Social Media: Be Strategic, Not Everywhere
- Choose 1-2 Platforms: Where is your ICA? Instagram and Pinterest are visual goldmines for portrait/wedding. LinkedIn is essential for corporate/B2B. Facebook can be good for local community targeting via Groups and Ads.
- Content Strategy: Don't just post finished images. Show your process (behind-the-scenes, setup), share client testimonials, answer FAQs in Stories/Reels. Use relevant hashtags (#newyorkweddingphotographer, #chicagofoodphotography).
- Engagement: Respond to comments and DMs promptly. Social media is a conversation, not a bulletin board.
Networking and Strategic Partnerships
- Vendor Relationships: Build genuine relationships with wedding planners, florists, venues, makeup artists, and boutique hotels. They are your best referral sources. Offer to provide images for their portfolio in exchange for a mention.
- Local Business Groups: Join your Chamber of Commerce or industry-specific networking groups.

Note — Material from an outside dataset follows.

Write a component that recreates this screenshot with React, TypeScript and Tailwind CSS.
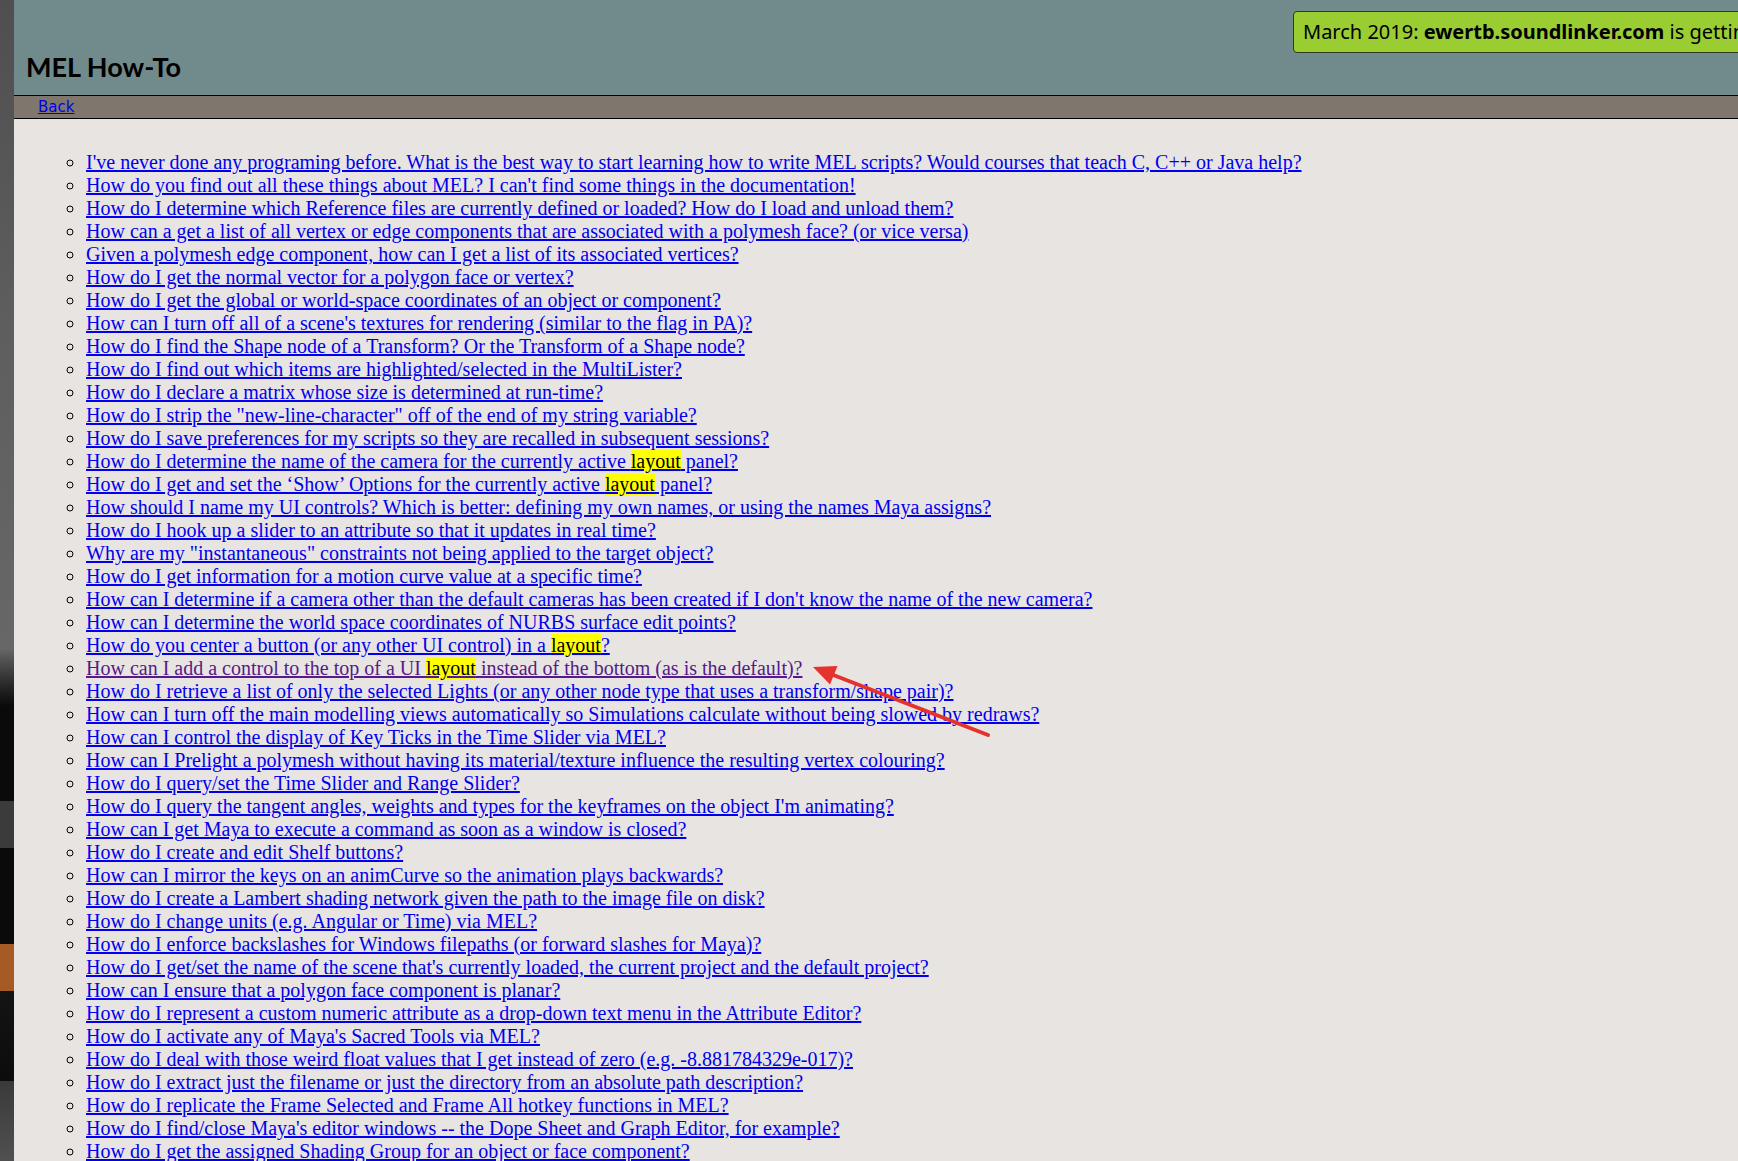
import * as React from "react"

const questions: { text: string; hl?: [string, string]; visited?: boolean }[] = [
  { text: "I've never done any programing before. What is the best way to start learning how to write MEL scripts? Would courses that teach C, C++ or Java help?" },
  { text: "How do you find out all these things about MEL? I can't find some things in the documentation!" },
  { text: "How do I determine which Reference files are currently defined or loaded? How do I load and unload them?" },
  { text: "How can a get a list of all vertex or edge components that are associated with a polymesh face? (or vice versa)" },
  { text: "Given a polymesh edge component, how can I get a list of its associated vertices?" },
  { text: "How do I get the normal vector for a polygon face or vertex?" },
  { text: "How do I get the global or world-space coordinates of an object or component?" },
  { text: "How can I turn off all of a scene's textures for rendering (similar to the flag in PA)?" },
  { text: "How do I find the Shape node of a Transform? Or the Transform of a Shape node?" },
  { text: "How do I find out which items are highlighted/selected in the MultiLister?" },
  { text: "How do I declare a matrix whose size is determined at run-time?" },
  { text: "How do I strip the \"new-line-character\" off of the end of my string variable?" },
  { text: "How do I save preferences for my scripts so they are recalled in subsequent sessions?" },
  { text: "", hl: ["How do I determine the name of the camera for the currently active ", " panel?"] },
  { text: "", hl: ["How do I get and set the \u2018Show\u2019 Options for the currently active ", " panel?"] },
  { text: "How should I name my UI controls? Which is better: defining my own names, or using the names Maya assigns?" },
  { text: "How do I hook up a slider to an attribute so that it updates in real time?" },
  { text: "Why are my \"instantaneous\" constraints not being applied to the target object?" },
  { text: "How do I get information for a motion curve value at a specific time?" },
  { text: "How can I determine if a camera other than the default cameras has been created if I don't know the name of the new camera?" },
  { text: "How can I determine the world space coordinates of NURBS surface edit points?" },
  { text: "", hl: ["How do you center a button (or any other UI control) in a ", "?"] },
  { text: "", hl: ["How can I add a control to the top of a UI ", " instead of the bottom (as is the default)?"], visited: true },
  { text: "How do I retrieve a list of only the selected Lights (or any other node type that uses a transform/shape pair)?" },
  { text: "How can I turn off the main modelling views automatically so Simulations calculate without being slowed by redraws?" },
  { text: "How can I control the display of Key Ticks in the Time Slider via MEL?" },
  { text: "How can I Prelight a polymesh without having its material/texture influence the resulting vertex colouring?" },
  { text: "How do I query/set the Time Slider and Range Slider?" },
  { text: "How do I query the tangent angles, weights and types for the keyframes on the object I'm animating?" },
  { text: "How can I get Maya to execute a command as soon as a window is closed?" },
  { text: "How do I create and edit Shelf buttons?" },
  { text: "How can I mirror the keys on an animCurve so the animation plays backwards?" },
  { text: "How do I create a Lambert shading network given the path to the image file on disk?" },
  { text: "How do I change units (e.g. Angular or Time) via MEL?" },
  { text: "How do I enforce backslashes for Windows filepaths (or forward slashes for Maya)?" },
  { text: "How do I get/set the name of the scene that's currently loaded, the current project and the default project?" },
  { text: "How can I ensure that a polygon face component is planar?" },
  { text: "How do I represent a custom numeric attribute as a drop-down text menu in the Attribute Editor?" },
  { text: "How do I activate any of Maya's Sacred Tools via MEL?" },
  { text: "How do I deal with those weird float values that I get instead of zero (e.g. -8.881784329e-017)?" },
  { text: "How do I extract just the filename or just the directory from an absolute path description?" },
  { text: "How do I replicate the Frame Selected and Frame All hotkey functions in MEL?" },
  { text: "How do I find/close Maya's editor windows -- the Dope Sheet and Graph Editor, for example?" },
  { text: "How do I get the assigned Shading Group for an object or face component?" },
]

function DesktopStrip() {
  // bit of the desktop showing on the left of the browser window
  return (
    <div className="flex w-[14px] shrink-0 flex-col">
      <div className="h-[650px] bg-gradient-to-b from-[#4f4f4f] via-[#5e5e5e] to-[#676767]" />
      <div className="h-[55px] bg-gradient-to-b from-[#646464] to-[#0c0c0c]" />
      <div className="h-[96px] bg-[#0a0a0a]" />
      <div className="h-[47px] bg-[#3b3b3b]" />
      <div className="h-[96px] bg-[#0a0a0a]" />
      <div className="h-[47px] bg-[#a65a25]" />
      <div className="h-[90px] bg-gradient-to-b from-[#141414] to-[#0c0c0c]" />
      <div className="flex-1 bg-gradient-to-b from-[#3a3a3a] to-[#505050]" />
    </div>
  )
}

export default function App() {
  return (
    <div className="relative flex h-[1161px] w-[1738px] overflow-hidden bg-[#e8e4e1]">
      <DesktopStrip />
      <div className="flex min-w-0 flex-1 flex-col">
        <header className="relative h-[95px] shrink-0 bg-[#718a8b]">
          <h1 className="pl-[12px] pt-[53px] font-['Lato',sans-serif] text-[27px] font-bold leading-none text-black">
            MEL How-To
          </h1>
          <div className="absolute left-[1279px] top-[11px] flex h-[42px] items-center whitespace-nowrap rounded-[4px] border border-[#2f3d1c] bg-[#9acd32] pl-[9px] pr-4 font-['Noto_Sans',sans-serif] text-[20px] text-black">
            March 2019:&nbsp;<b>ewertb.soundlinker.com</b>&nbsp;is getting a new home
          </div>
        </header>
        <nav className="h-[24px] shrink-0 border-y border-black bg-[#7f766d] pl-[24px] font-['DejaVu_Sans',sans-serif] text-[15px] leading-[23px]">
          <a href="#" className="text-[#0000ee] underline">Back</a>
        </nav>
        <ul className="list-[circle] pl-[72px] pt-[32px] font-['Liberation_Serif',serif] text-[20px] leading-[23px] text-black">
          {questions.map((q, i) => (
            <li key={i} className="whitespace-nowrap">
              <a
                href="#"
                className={q.visited ? "text-[#551a8b] underline" : "text-[#0000ee] underline"}
              >
                {q.hl ? (
                  <>
                    {q.hl[0]}
                    <span className="bg-[#ffff00] text-black">layout</span>
                    {q.hl[1]}
                  </>
                ) : (
                  q.text
                )}
              </a>
            </li>
          ))}
        </ul>
      </div>
      <svg
        className="pointer-events-none absolute left-[800px] top-[655px]"
        width="200"
        height="90"
        viewBox="800 655 200 90"
      >
        <line x1="832" y1="674.5" x2="988" y2="735" stroke="#e5322d" strokeWidth="4" strokeLinecap="round" />
        <polygon points="813,667 837.5,666 830,684.5" fill="#e5322d" />
      </svg>
    </div>
  )
}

- Community Involvement: Offer to photograph a local charity event (with a clear agreement) for exposure and goodwill.
Paid Advertising (When Ready)
Once you have a converting website and clear packages, consider:
- Google Local Service Ads: Pay-per-lead ads for local services (great for headshots, events).
- Facebook/Instagram Ads: Highly targetable by demographics, interests, and location. Start with a small budget ($5-$10/day) to test what messaging and audiences convert.

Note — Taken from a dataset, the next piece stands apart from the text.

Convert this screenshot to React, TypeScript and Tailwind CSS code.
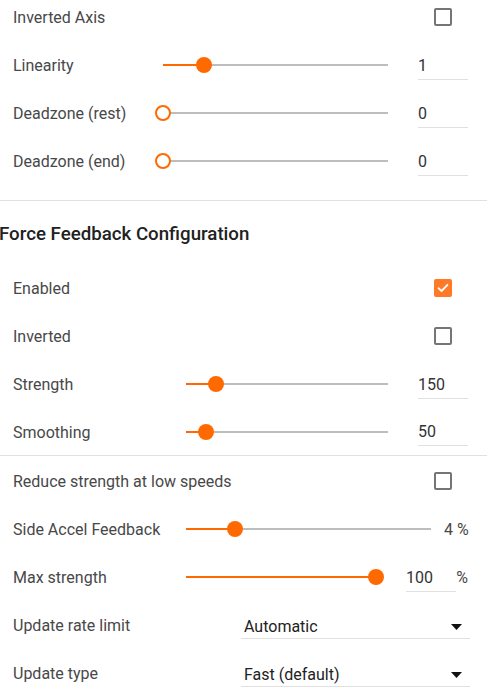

8. Streamline Client Experience and Operations
The magic is in the details. A seamless, professional client experience from inquiry to delivery leads to glowing reviews, repeat business, and referrals.
The Client Journey Map
- Inquiry: Fast, friendly response via your contact form or email.

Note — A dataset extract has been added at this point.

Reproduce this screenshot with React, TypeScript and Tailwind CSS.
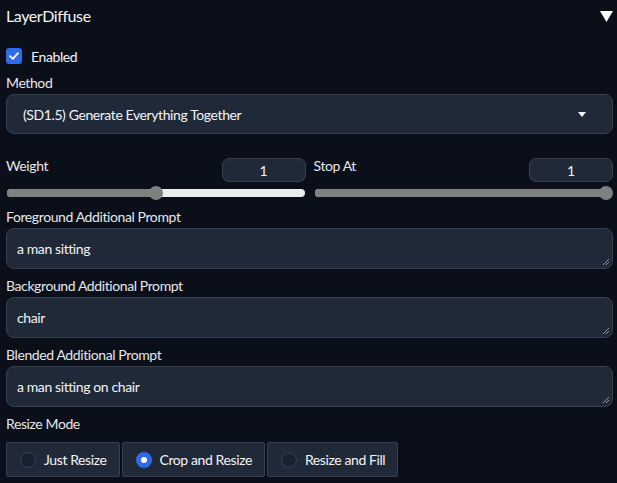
import React from "react";

const font = { fontFamily: "Lato, 'Noto Sans', sans-serif" };

function Label({ children }: { children: React.ReactNode }) {
  return <div className="h-[20px] leading-[20px] text-[14px] tracking-[-0.4px] text-[#e5e7eb]">{children}</div>;
}

function ResizeHandle() {
  return (
    <svg className="absolute right-[3px] bottom-[3px]" width="7" height="7" viewBox="0 0 7 7">
      <line x1="1" y1="7" x2="7" y2="1" stroke="#9ca3af" strokeWidth="0.9" />
      <line x1="4" y1="7" x2="7" y2="4" stroke="#9ca3af" strokeWidth="0.9" />
    </svg>
  );
}

function PromptBox({ label, value }: { label: string; value: string }) {
  return (
    <div className="flex flex-col">
      <Label>{label}</Label>
      <div className="relative mt-[1px] h-[41px] rounded-[8px] border border-[#374151] bg-[#1f2937] pl-[10px] flex items-center text-[14px] tracking-[-0.4px] text-[#f3f4f6]">
        {value}
        <ResizeHandle />
      </div>
    </div>
  );
}

function Slider({ label, pct }: { label: string; pct: number }) {
  return (
    <div className="flex-1 flex flex-col">
      <div className="flex items-start justify-between h-[26px]">
        <div className="text-[14px] tracking-[-0.4px] text-[#e5e7eb] leading-[20px]">{label}</div>
        <div className="mt-[2px] w-[84px] h-[24px] rounded-[7px] border border-[#374151] bg-[#1f2937] flex items-center justify-center text-[14px] text-[#f3f4f6]">
          1
        </div>
      </div>
      <div className="relative mt-[4px] h-[14px] flex items-center px-[1px]">
        <div className="relative w-full h-[8px] rounded-full bg-[#ececec] overflow-hidden">
          <div className="absolute left-0 top-0 h-full bg-[#808080]" style={{ width: `${pct}%` }} />
        </div>
        <div
          className="absolute top-0 w-[14px] h-[14px] rounded-full bg-[#808080]"
          style={{ left: `calc(${pct}% - 7px)` }}
        />
      </div>
    </div>
  );
}

function Radio({ label, checked }: { label: string; checked?: boolean }) {
  return (
    <div className="h-[35px] flex items-center pl-[13px] pr-[12px] gap-[8px] border border-[#374151] bg-[#1f2937] rounded-[2px] text-[14px] tracking-[-0.4px] text-[#f3f4f6]">
      {checked ? (
        <div className="w-[16px] h-[16px] rounded-full bg-[#2f6ae8] flex items-center justify-center">
          <div className="w-[6px] h-[6px] rounded-full bg-white" />
        </div>
      ) : (
        <div className="w-[16px] h-[16px] rounded-full border border-[#374151] bg-[#1a2230]" />
      )}
      <span>{label}</span>
    </div>
  );
}

export default function App() {
  return (
    <div className="w-[617px] h-[483px] overflow-hidden bg-[#0b0f19] pl-[6px] pr-[4px] flex flex-col" style={font}>
      <div className="h-[32px] flex items-center justify-between">
        <div className="text-[16px] tracking-[-0.4px] text-[#f3f4f6]">LayerDiffuse</div>
        <svg width="13" height="11" viewBox="0 0 13 11" className="mr-[0px]">
          <polygon points="0,0 13,0 6.5,11" fill="#ffffff" />
        </svg>
      </div>
      <div className="mt-[16px] h-[16px] flex items-center gap-[9px]">
        <div className="w-[16px] h-[16px] rounded-[3px] bg-[#2f6ae8] flex items-center justify-center">
          <svg width="10" height="8" viewBox="0 0 10 8">
            <path d="M1 4.2 L3.8 6.8 L9 1.2" stroke="white" strokeWidth="1.8" fill="none" strokeLinecap="round" strokeLinejoin="round" />
          </svg>
        </div>
        <span className="text-[14px] tracking-[-0.4px] text-[#f3f4f6]">Enabled</span>
      </div>
      <div className="mt-[9px]">
        <Label>Method</Label>
      </div>
      <div className="mt-[1px] h-[40px] rounded-[8px] border border-[#374151] bg-[#1f2937] flex items-center justify-between pl-[16px] pr-[26px] text-[14px] tracking-[-0.4px] text-[#f3f4f6]">
        <span>(SD1.5) Generate Everything Together</span>
        <svg width="8" height="5" viewBox="0 0 8 5">
          <polygon points="0,0 8,0 4,5" fill="#f3f4f6" />
        </svg>
      </div>
      <div className="mt-[22px] flex gap-[8px]">
        <Slider label="Weight" pct={50} />
        <Slider label="Stop At" pct={97.5} />
      </div>
      <div className="mt-[7px] flex flex-col gap-[7px]">
        <PromptBox label="Foreground Additional Prompt" value="a man sitting" />
        <PromptBox label="Background Additional Prompt" value="chair" />
        <PromptBox label="Blended Additional Prompt" value="a man sitting on chair" />
      </div>
      <div className="mt-[7px]">
        <Label>Resize Mode</Label>
      </div>
      <div className="mt-[8px] flex gap-[2px]">
        <Radio label="Just Resize" />
        <Radio label="Crop and Resize" checked />
        <Radio label="Resize and Fill" />
      </div>
    </div>
  );
}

- Consultation: A scheduled call or meeting to connect and understand needs.
- Proposal & Contract: Sent promptly, clear and professional.
- Pre-Shoot: Send a detailed preparation guide (what to wear, timeline, location info). Use a questionnaire to gather crucial info.
- The Shoot: Be prepared, professional, and personable. Put clients at ease.
- Post-Shoot: Communicate the timeline for delivery. Send a sneak peek within 24-48 hours to build excitement.
- Delivery & Ordering: Use an online gallery with easy viewing and ordering (integrated with your print lab). The ordering process should be simple.
- Follow-Up: Thank you note, request a review, and ask for referrals. Add them to a gentle newsletter list for future promotions.
Systems and Automation
Your CRM is your best friend here. Automate:
- Email sequences for follow-ups.
- Invoice reminders.
- Questionnaire delivery.
- Gallery delivery notifications.
This frees you to focus on shooting and editing.
Outsourcing as You Grow
You cannot do everything yourself forever. As revenue allows, outsource:
- Editing: Find a reliable, style-matching editor on platforms like Pixieset or through photographer communities. Start with 1-2 edits per week.
- Bookkeeping: A part-time bookkeeper can save you headaches and ensure tax compliance.
- Assistant/Second Shooter: For large events, hire help to manage logistics, allowing you to focus on creativity.
9. Scale Your Business and Plan for the Future
Once you have a consistent flow of clients and smooth operations, it’s time to think about growth.
Growth Levers
- Raise Your Prices: Increase rates annually or with each new season/booked client. Justify increases with your growing experience, portfolio, and demand.
- Add New Services: Introduce a complementary service (e.g., a portrait photographer adds branding sessions for businesses).
- Product Expansion: Sell more physical products (high-quality prints, canvases, albums) or digital products (presets, tutorials).
- Passive Income: Create and sell digital products like Lightroom presets, online courses teaching your style, or e-books on posing.
- Hire an Associate Photographer: Train someone to shoot under your brand for jobs you can’t take or don’t want. You sell and oversee; they execute.
The Importance of Community and Continued Learning
- Join Professional Associations:PPA (Professional Photographers of America) is the gold standard. It offers insurance, legal resources, education, and a community.
- Attend Workshops & Conferences: Invest in your skills—both photographic and business. Learn from leaders in your niche.
- Find a Mentor: Connect with a photographer a few years ahead of you. Their guidance is priceless.
Mindset for the Long Haul
Starting a business is a marathon. You will face slow months, difficult clients, and creative burnout. The key is resilience and adaptability.
- Track Your Metrics: Know your numbers—client acquisition cost, average client value, profit margin.
- Reinvest in Yourself: Continuously improve your craft and business skills.
- Maintain Balance: Avoid the trap of working 24/7. Set office hours, take vacations, and nurture the passion that started it all.
Conclusion: Your Journey Starts Now
Starting a photography business is a thrilling blend of passion and pragmatism. It’s about more than just taking great pictures; it’s about building a brand, nurturing client relationships, and managing a profitable enterprise. The path is clear: define your niche, write a no-nonsense business plan, get legally sound, invest wisely in gear and software, build a targeted portfolio, price with confidence, market strategically, and systematize your operations.
Remember, every iconic photographer started exactly where you are today—with a camera, a dream, and a to-do list. The difference between a dream and a reality is a plan and the courage to take the first step. Don’t wait for perfection. Start by defining your niche this week. Then, file for your business name. Build your MVP portfolio with a TFP shoot. Take one actionable step every single day. The world needs your unique vision, framed not just by your lens, but by the strong, sustainable business you are about to build. Now, go out and create your legacy.